How do I cope with these feelings?
This is something that I am still working on. It’s definitely a work in progress for me. I have good days and bad days when it comes to this topic. I wanted to share 3 of the ways that I deal with my own imposter syndrome.
Keep in mind that my journey is going to be different than everyone else, so the things that work for me may not work for all.
- Remember that nearly everyone struggles with these feelings. Even some of the most confident and famous people that you know may struggle with their own insecurites and feelings of being an imposter at times. One of my absolute favorite actors, David Tennant, recently spoke about his own issues with imposter syndrome. Check it out here if you would like to watch the video. Use this knowledge to remind yourself that although you may feel like fraud today, you are not alone in your feelings and you can get through it.
- Limit the amount of time you spend on social media. If you are trying to cope with your feelings of inadequacy, you many benefit from some time spent away from social media.

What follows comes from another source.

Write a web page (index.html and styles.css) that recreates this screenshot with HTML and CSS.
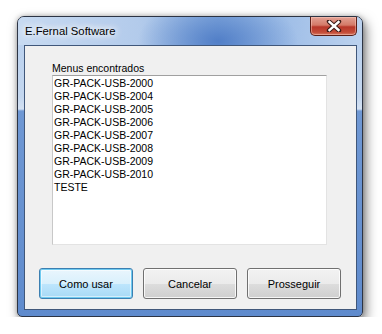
FILE: index.html
```html
<!DOCTYPE html>
<html lang="pt">
<head>
  <meta charset="UTF-8">
  <title>E.Fernal Software</title>
  <link rel="stylesheet" href="styles.css">
</head>
<body>
  <div class="window">
    <div class="titlebar">
      <span class="title">E.Fernal Software</span>
      <button class="close" title="Fechar">
        <svg width="16" height="12" viewBox="0 0 16 12">
          <path d="M3 1.5 L13 10.5 M13 1.5 L3 10.5" stroke="#3a1a16" stroke-width="4.4" stroke-linecap="round" fill="none"/>
          <path d="M3.5 2 L12.5 10 M12.5 2 L3.5 10" stroke="#fff" stroke-width="2.4" stroke-linecap="square" fill="none"/>
        </svg>
      </button>
    </div>
    <div class="client">
      <div class="menus">
        <label for="menuList">Menus encontrados</label>
        <ul class="listbox" id="menuList">
          <li>GR-PACK-USB-2000</li>
          <li>GR-PACK-USB-2004</li>
          <li>GR-PACK-USB-2005</li>
          <li>GR-PACK-USB-2006</li>
          <li>GR-PACK-USB-2007</li>
          <li>GR-PACK-USB-2008</li>
          <li>GR-PACK-USB-2009</li>
          <li>GR-PACK-USB-2010</li>
          <li>TESTE</li>
        </ul>
      </div>
      <div class="buttons">
        <button class="btn default">Como usar</button>
        <button class="btn">Cancelar</button>
        <button class="btn">Prosseguir</button>
      </div>
    </div>
  </div>
</body>
</html>
```

FILE: styles.css
```css
body {
  margin: 0;
  background: #fff;
  font-family: "Liberation Sans", Arial, sans-serif;
}

.window {
  margin: 16px 0 0 17px;
  width: 346px;
  height: 301px;
  box-sizing: border-box;
  border: 1px solid #2c3444;
  border-radius: 7px 7px 5px 5px;
  padding: 0 5px 6px 6px;
  display: flex;
  flex-direction: column;
  background: linear-gradient(to bottom, #b7cfee 0, #c4d7ef 80px, #d4e1f2 92px, #6f98d4 94px, #5f8bcd 100%);
  box-shadow: 3px 5px 12px rgba(0, 0, 0, 0.5), 0 0 5px rgba(0, 0, 0, 0.25);
}

.titlebar {
  height: 28px;
  margin: 0 -5px 0 -6px;
  padding: 0 5px 0 7px;
  display: flex;
  justify-content: space-between;
  align-items: flex-start;
  border-radius: 6px 6px 0 0;
  background:
    radial-gradient(ellipse 80px 45px at 200px 24px, rgba(78, 124, 198, 0.95), rgba(88, 134, 204, 0) 100%),
    linear-gradient(to right, #c7daf1 0, #b3cbeb 35%, #8fb3e2 58%, #a2c0e8 80%, #bcd2ee 100%);
}

.title {
  margin-top: 8px;
  font-size: 11.3px;
  color: #000;
  text-shadow: 0 0 6px #fff, 0 0 8px #fff, 0 0 10px rgba(255, 255, 255, 0.9);
}

.close {
  width: 47px;
  height: 19px;
  padding: 0;
  border: 1px solid #5a1e17;
  border-top: none;
  border-radius: 0 0 5px 5px;
  display: flex;
  align-items: center;
  justify-content: center;
  background: linear-gradient(to bottom, #e3a295 0, #d47a68 45%, #b8372a 55%, #c44c38 85%, #d57c66 100%);
  box-shadow: inset 0 0 0 1px rgba(255, 210, 200, 0.45);
}

.client {
  flex: 1;
  background: #f0f0f0;
  border: 1px solid #40577a;
  display: flex;
  flex-direction: column;
  padding: 16px 0 10px;
}

.menus {
  padding-left: 27px;
}

label {
  display: block;
  font-size: 10.5px;
  line-height: 13px;
  color: #000;
}

.listbox {
  list-style: none;
  margin: 0;
  padding: 1px 0 0 1px;
  width: 275px;
  height: 170px;
  box-sizing: border-box;
  background: #fff;
  border: 1px solid #e3e3e3;
  border-top-color: #a0a0a0;
  border-left-color: #c8c8c8;
  font-size: 10.5px;
  line-height: 13px;
  color: #000;
}

.buttons {
  margin-top: auto;
  padding-left: 14px;
  display: flex;
  gap: 10px;
}

.btn {
  width: 94px;
  height: 31px;
  padding: 0;
  font-family: "Liberation Sans", Arial, sans-serif;
  font-size: 11px;
  color: #000;
  border: 1px solid #707070;
  border-radius: 3px;
  background: linear-gradient(to bottom, #f2f2f2 0, #ebebeb 50%, #dddddd 51%, #cfcfcf 100%);
  box-shadow: inset 0 0 0 1px rgba(255, 255, 255, 0.8);
}

.btn.default {
  border-color: #3c7fb1;
  background: linear-gradient(to bottom, #eaf6fd 0, #d9f0fc 50%, #bee6fd 51%, #a7d9f5 100%);
  box-shadow: inset 0 0 0 1px #6fcaf0, inset 0 0 0 2px rgba(255, 255, 255, 0.5);
}
```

Remember that most of what people post on social media is the highlight reels from their lives. Their posts are curated and planned out. They are also having raw and vulnerable moments in their lives that they may not share online. Don’t be fooled into thinking that they have perfect lives, perfect students, or a perfect classroom. That’s not real life and that isn’t the case for ANYONE.
- Take an internal inventory of your strengths and talents. Think about all of the things that you do well and take an inventory. I feel like in education, we are encouraged to focus on what we need to work on and how we need to grow. That’s all well and good, but it’s also important to notice all of the things that you are already knocking out of the park. Sometimes, constantly focusing on your growth can lead you to lose perspective of the present moment. I promise, there are a plethora of things that you are amazing at already. It’s okay to acknowledge those things and also know that you have more growing and learning to do on your journey as an educator.